*Stated problem:*
The answer should be a single number: how many lines of the entries below hold the word "image".

*Record list:*
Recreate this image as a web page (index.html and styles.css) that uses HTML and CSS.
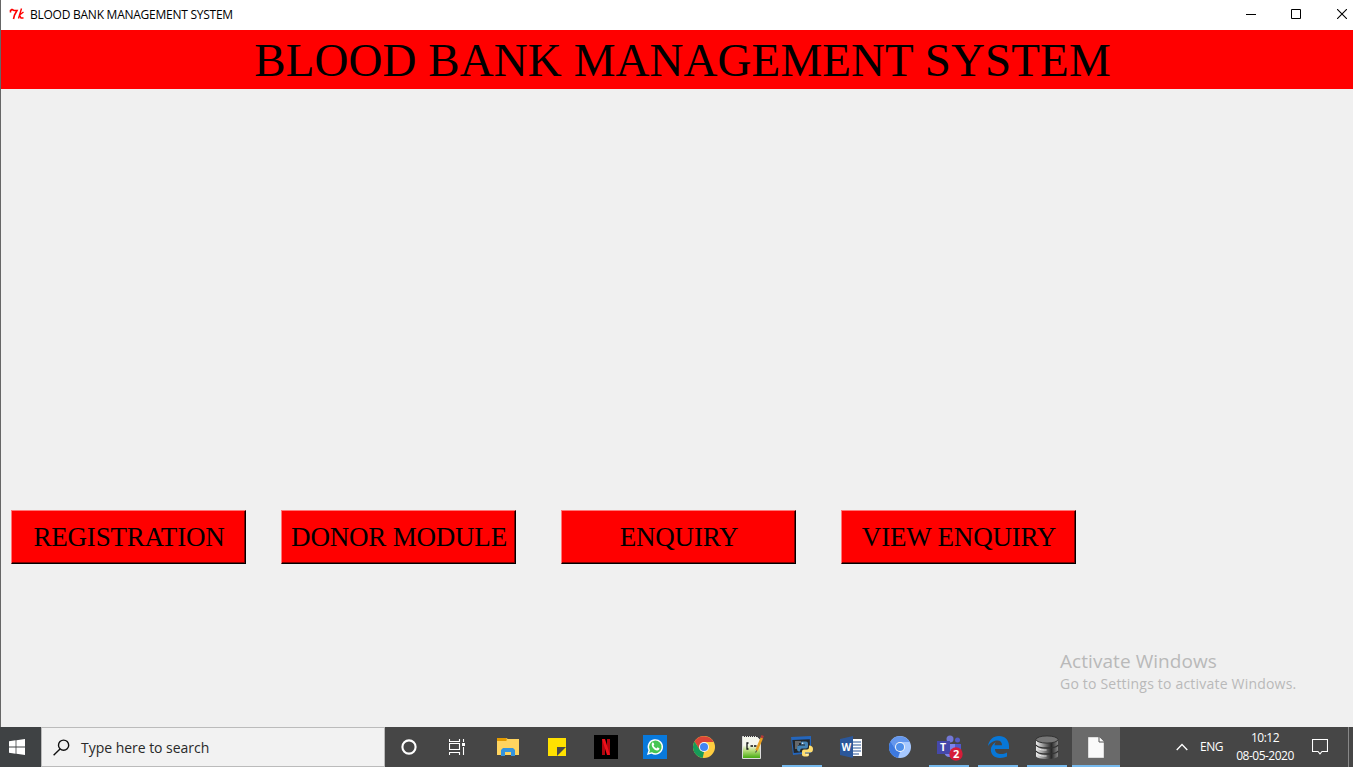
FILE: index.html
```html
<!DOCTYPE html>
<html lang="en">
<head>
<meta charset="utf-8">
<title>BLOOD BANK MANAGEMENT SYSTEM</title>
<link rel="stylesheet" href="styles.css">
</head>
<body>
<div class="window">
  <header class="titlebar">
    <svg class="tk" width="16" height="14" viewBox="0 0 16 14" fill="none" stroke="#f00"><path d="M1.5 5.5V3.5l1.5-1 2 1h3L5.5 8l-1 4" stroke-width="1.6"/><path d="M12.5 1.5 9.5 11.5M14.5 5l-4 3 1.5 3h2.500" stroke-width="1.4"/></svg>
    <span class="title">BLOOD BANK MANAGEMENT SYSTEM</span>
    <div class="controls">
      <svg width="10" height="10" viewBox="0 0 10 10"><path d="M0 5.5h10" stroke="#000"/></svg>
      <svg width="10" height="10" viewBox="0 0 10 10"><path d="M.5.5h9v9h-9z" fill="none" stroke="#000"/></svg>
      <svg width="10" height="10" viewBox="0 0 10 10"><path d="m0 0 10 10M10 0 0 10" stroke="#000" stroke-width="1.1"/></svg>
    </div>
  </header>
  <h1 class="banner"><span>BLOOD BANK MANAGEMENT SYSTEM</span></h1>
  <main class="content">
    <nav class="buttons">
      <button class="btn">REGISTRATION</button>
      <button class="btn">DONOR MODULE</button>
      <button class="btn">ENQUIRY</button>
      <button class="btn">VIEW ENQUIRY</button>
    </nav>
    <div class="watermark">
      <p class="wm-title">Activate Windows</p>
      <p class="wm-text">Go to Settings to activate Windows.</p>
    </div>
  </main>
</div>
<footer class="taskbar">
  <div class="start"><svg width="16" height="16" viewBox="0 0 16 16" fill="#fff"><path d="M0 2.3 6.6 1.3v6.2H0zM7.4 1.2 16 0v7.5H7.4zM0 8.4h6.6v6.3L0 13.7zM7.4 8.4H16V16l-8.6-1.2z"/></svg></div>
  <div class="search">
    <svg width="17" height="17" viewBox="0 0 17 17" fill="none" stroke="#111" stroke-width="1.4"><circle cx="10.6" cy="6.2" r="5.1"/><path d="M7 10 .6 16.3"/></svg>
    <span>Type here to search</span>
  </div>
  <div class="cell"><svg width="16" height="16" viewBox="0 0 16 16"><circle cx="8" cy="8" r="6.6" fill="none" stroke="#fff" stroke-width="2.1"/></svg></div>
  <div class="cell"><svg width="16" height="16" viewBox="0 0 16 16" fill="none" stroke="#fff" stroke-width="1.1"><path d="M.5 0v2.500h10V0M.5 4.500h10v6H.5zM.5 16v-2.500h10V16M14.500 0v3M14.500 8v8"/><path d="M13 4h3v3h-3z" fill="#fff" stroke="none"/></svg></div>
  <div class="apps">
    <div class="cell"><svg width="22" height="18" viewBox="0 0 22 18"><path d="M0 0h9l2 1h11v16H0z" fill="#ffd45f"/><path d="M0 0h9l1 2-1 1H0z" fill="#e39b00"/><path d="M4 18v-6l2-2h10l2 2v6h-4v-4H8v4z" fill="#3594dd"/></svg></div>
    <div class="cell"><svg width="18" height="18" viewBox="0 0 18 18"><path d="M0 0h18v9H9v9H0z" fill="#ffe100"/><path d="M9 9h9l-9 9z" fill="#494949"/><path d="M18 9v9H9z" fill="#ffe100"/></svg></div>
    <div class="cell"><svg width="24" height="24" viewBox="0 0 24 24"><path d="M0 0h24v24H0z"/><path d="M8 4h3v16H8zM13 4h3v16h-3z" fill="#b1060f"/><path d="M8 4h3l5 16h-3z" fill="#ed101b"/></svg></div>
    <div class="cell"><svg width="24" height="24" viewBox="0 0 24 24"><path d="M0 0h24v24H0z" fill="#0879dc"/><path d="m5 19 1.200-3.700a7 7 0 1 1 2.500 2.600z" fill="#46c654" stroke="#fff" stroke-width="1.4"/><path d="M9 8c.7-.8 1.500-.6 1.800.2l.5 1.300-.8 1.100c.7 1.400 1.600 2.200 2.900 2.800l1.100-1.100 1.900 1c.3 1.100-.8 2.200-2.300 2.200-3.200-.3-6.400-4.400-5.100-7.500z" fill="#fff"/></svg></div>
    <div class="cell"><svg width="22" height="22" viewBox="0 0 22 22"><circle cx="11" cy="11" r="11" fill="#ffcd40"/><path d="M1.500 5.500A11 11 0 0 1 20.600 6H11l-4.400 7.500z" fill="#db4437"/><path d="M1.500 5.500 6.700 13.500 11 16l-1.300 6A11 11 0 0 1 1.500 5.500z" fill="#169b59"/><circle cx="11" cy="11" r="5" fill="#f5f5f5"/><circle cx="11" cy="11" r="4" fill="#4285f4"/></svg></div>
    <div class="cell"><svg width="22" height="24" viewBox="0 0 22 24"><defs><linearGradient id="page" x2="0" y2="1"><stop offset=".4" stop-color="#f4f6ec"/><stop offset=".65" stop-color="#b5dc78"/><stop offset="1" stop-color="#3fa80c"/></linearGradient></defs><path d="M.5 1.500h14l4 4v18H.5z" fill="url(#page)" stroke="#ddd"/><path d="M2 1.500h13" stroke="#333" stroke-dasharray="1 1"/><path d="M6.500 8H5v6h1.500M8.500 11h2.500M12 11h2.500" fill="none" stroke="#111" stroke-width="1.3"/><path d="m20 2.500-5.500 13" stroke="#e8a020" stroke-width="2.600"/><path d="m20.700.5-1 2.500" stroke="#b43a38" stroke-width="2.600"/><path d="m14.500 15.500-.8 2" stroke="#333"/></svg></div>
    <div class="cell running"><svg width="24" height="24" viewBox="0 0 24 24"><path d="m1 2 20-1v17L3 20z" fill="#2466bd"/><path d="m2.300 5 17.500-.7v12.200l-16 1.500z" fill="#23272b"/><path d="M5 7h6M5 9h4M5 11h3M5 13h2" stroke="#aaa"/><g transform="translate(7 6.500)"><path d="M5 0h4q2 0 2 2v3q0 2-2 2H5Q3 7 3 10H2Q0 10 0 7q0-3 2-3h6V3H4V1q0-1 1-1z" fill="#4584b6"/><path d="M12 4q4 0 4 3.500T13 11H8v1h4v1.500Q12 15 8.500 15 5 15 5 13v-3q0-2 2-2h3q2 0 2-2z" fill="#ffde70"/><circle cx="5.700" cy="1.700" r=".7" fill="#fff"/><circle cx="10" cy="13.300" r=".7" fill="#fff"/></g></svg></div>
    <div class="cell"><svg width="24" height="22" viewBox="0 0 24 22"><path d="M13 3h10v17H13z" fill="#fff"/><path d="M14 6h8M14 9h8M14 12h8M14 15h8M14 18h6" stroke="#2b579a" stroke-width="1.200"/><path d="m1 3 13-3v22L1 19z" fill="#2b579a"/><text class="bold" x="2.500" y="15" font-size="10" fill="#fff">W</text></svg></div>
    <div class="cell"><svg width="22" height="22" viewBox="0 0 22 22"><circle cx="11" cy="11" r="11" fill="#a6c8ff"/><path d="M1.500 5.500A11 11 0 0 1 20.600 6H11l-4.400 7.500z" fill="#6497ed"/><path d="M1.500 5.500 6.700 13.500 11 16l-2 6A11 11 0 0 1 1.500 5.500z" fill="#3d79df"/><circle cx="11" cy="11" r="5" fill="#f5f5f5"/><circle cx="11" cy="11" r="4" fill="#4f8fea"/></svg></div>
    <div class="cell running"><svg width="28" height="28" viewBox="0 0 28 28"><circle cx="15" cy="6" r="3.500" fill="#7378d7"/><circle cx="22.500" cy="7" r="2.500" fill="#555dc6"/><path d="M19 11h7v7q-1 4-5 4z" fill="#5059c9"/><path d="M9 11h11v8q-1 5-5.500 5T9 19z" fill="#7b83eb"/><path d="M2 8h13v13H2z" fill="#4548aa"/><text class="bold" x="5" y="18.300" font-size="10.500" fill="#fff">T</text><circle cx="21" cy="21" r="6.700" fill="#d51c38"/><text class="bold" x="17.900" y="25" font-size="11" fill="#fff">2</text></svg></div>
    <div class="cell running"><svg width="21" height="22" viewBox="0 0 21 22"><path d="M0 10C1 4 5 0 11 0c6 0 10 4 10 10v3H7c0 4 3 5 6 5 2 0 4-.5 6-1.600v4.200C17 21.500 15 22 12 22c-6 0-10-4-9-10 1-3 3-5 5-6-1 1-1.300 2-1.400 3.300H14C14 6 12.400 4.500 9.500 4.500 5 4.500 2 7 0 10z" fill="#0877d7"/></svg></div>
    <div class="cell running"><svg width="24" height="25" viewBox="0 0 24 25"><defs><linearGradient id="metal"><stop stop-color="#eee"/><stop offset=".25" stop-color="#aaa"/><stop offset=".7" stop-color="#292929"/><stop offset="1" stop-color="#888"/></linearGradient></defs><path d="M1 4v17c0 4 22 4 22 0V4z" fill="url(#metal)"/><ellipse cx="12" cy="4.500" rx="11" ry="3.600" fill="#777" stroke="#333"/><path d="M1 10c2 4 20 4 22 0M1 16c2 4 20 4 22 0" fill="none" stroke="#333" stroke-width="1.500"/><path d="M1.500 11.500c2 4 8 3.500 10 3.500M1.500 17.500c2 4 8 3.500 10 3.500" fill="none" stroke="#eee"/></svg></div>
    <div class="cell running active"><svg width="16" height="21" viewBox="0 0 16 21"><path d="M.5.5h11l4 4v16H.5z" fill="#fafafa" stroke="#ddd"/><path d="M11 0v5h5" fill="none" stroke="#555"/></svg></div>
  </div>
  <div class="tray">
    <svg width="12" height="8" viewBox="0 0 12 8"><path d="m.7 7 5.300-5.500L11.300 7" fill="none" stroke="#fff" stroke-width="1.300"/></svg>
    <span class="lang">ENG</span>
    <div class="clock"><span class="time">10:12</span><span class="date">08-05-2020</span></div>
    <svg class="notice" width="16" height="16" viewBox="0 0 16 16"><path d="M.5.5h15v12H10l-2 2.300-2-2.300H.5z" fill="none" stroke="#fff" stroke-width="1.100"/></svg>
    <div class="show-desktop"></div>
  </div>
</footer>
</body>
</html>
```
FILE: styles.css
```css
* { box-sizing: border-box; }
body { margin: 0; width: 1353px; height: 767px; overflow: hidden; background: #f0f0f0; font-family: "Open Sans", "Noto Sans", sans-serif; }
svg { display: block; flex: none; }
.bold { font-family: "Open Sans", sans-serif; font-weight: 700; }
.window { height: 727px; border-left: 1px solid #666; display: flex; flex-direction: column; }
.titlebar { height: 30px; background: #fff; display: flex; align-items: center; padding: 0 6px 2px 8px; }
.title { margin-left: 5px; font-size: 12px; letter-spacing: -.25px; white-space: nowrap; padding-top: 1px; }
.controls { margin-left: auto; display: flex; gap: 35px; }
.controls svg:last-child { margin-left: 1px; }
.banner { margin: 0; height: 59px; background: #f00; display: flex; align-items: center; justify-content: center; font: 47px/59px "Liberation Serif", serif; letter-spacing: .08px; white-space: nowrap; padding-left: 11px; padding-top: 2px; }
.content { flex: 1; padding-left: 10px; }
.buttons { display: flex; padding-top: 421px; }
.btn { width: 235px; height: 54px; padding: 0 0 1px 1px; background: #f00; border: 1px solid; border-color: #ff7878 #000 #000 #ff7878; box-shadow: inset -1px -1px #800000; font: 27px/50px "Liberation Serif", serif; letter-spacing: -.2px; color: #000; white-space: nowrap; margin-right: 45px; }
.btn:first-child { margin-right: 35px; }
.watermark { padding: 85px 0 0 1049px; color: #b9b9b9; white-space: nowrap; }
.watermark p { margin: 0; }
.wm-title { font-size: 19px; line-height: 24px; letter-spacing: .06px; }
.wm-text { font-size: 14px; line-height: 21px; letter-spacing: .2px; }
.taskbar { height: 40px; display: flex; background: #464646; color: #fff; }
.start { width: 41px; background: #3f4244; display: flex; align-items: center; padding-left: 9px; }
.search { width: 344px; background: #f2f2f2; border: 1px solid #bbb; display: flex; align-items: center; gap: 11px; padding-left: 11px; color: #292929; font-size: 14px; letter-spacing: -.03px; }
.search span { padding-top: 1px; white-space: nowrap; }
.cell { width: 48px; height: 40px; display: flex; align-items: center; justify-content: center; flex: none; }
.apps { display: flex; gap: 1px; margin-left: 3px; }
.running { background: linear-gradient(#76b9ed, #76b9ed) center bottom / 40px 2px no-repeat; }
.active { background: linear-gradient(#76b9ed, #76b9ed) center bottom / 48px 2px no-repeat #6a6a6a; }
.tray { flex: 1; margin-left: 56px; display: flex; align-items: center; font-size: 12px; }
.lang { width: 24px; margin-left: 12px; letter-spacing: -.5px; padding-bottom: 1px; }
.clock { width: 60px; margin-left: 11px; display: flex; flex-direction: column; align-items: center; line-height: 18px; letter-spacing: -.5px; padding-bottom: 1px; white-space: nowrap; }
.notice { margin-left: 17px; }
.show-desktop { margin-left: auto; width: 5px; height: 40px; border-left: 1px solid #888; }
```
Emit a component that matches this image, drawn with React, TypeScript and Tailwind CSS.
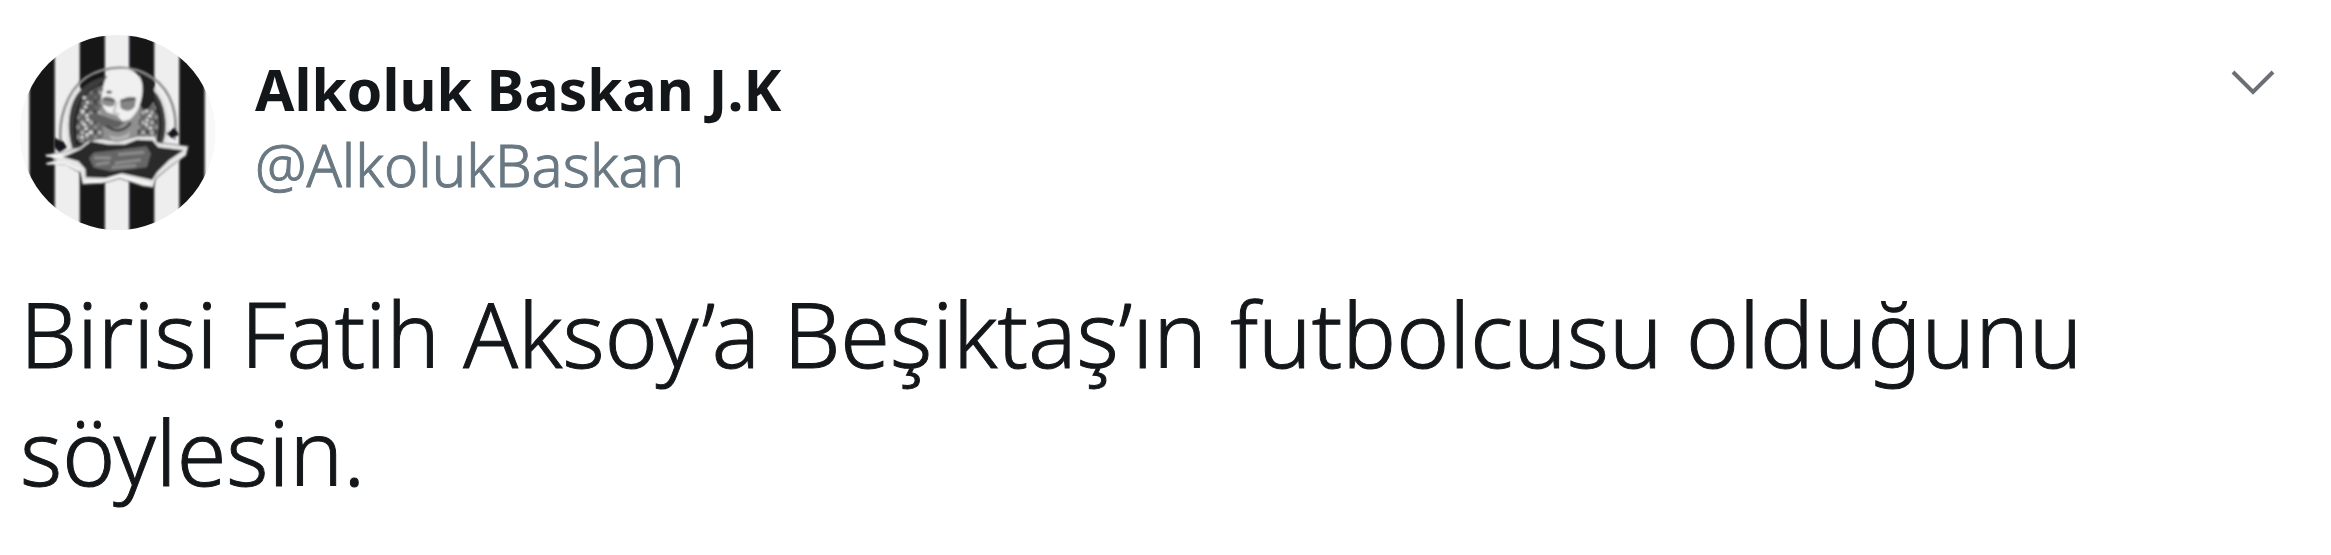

*Correct answer:*
2